Hi hackers,
We've encountered an issue where autovacuum holds an AccessExclusive lock for an extended period when attempting to truncate heap tables. The root cause appears to be the way autovacuum handles block truncation, specifically when scanning shared buffers during smgrtruncate
. This issue is particularly painful for large shared buffer configurations (e.g., 1.8 TiB with NUMA and multiple workers), and pg_statistic is among the most affected tables.
When autovacuum detects freeable blocks at the tail of a relation, it attempts to truncate them. It acquires an AccessExclusive lock and scans all shared buffers to remove the corresponding blocks. With a large shared buffer configuration (e.g., 1.8 TiB, 200 million blocks, and multiple NUMA nodes), this process is slow and significantly impacts performance.

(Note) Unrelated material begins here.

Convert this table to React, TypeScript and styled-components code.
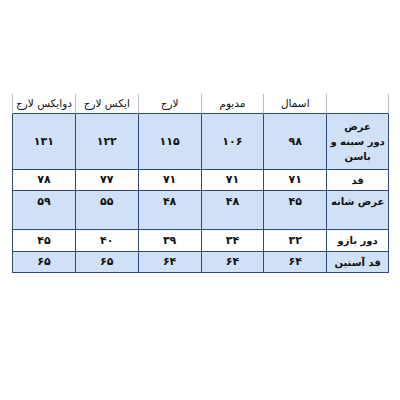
import React from "react";
import styled, { createGlobalStyle } from "styled-components";

const Global = createGlobalStyle`
  html, body { margin: 0; padding: 0; background: #ffffff; }
  body { font-family: "DejaVu Sans", "Noto Sans", sans-serif; }
`;

const Page = styled.div`
  width: 400px;
  height: 400px;
  padding: 94px 0 0 12px;
  box-sizing: border-box;
`;

const Grid = styled.div`
  direction: rtl;
  width: 377px;
  display: grid;
  grid-template-columns: repeat(6, 1fr);
  grid-template-rows: 20px 56px 21px 39px 22px 21px;
`;

const Cell = styled.div<{ $head?: boolean; $top?: boolean; $fill?: boolean }>`
  box-sizing: border-box;
  display: flex;
  justify-content: center;
  align-items: ${(p) => (p.$top ? "flex-start" : "center")};
  padding-top: ${(p) => (p.$top ? "3px" : "0")};
  text-align: center;
  white-space: nowrap;
  color: #111;
  font-size: ${(p) => (p.$head ? "10.5px" : "11px")};
  letter-spacing: ${(p) => (p.$head ? "-0.2px" : "0")};
  font-weight: ${(p) => (p.$head ? 400 : 700)};
  line-height: 1.45;
  background: ${(p) => (p.$fill ? "#cfe0f7" : "#ffffff")};
  border-left: 1px solid ${(p) => (p.$head ? "#b9bec6" : "#2d4a78")};
  border-bottom: 1px solid #2d4a78;
  &:nth-child(6n + 1) {
    border-right: 1px solid ${(p) => (p.$head ? "#b9bec6" : "#2d4a78")};
  }
`;

const Label = styled.span`
  display: block;
  font-size: 10px;
  letter-spacing: -0.3px;
  line-height: 1.5;
`;

const headers = ["", "اسمال", "مدیوم", "لارج", "ایکس لارج", "دوایکس لارج"];

const rows: { label: string[]; values: string[]; fill: boolean; top?: boolean }[] = [
  { label: ["عرض", "دور سینه و", "باسن"], values: ["۹۸", "۱۰۶", "۱۱۵", "۱۲۲", "۱۳۱"], fill: true },
  { label: ["قد"], values: ["۷۱", "۷۱", "۷۱", "۷۷", "۷۸"], fill: false },
  { label: ["عرض شانه"], values: ["۴۵", "۴۸", "۴۸", "۵۵", "۵۹"], fill: true, top: true },
  { label: ["دور بازو"], values: ["۳۲", "۳۴", "۳۹", "۴۰", "۴۵"], fill: false },
  { label: ["قد آستین"], values: ["۶۴", "۶۴", "۶۴", "۶۵", "۶۵"], fill: true },
];

export default function App() {
  return (
    <Page>
      <Global />
      <Grid>
        {headers.map((h, i) => (
          <Cell key={"h" + i} $head>
            {h}
          </Cell>
        ))}
        {rows.map((r, ri) => (
          <React.Fragment key={ri}>
            <Cell $fill={r.fill} $top={r.top}>
              <Label>
                {r.label.map((l, li) => (
                  <React.Fragment key={li}>
                    {li > 0 && <br />}
                    {l}
                  </React.Fragment>
                ))}
              </Label>
            </Cell>
            {r.values.map((v, vi) => (
              <Cell key={vi} $fill={r.fill} $top={r.top}>
                {v}
              </Cell>
            ))}
          </React.Fragment>
        ))}
      </Grid>
    </Page>
  );
}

We propose modifying the truncation condition in should_attempt_truncation
to avoid unnecessary full buffer scans. The new formula ensures we only attempt truncation when we can free at least 3% of the relation size + 2 pages. This change prevents excessive truncation attempts on small tables while reducing the impact on larger relations. Previously, small tables could theoretically be truncated to a single page, but with this change, they may remain around 3 pages instead. We don't see this as a significant issue.
The idea for this patch was proposed by Yuriy Sokolov.
There is also an open discussion about optimizing the shared buffer traversal to minimize the impact of AccessExclusive locks. This patch is a step toward improving the situation.
The patch is attached to this message.
Best regards, Stepan Neretin.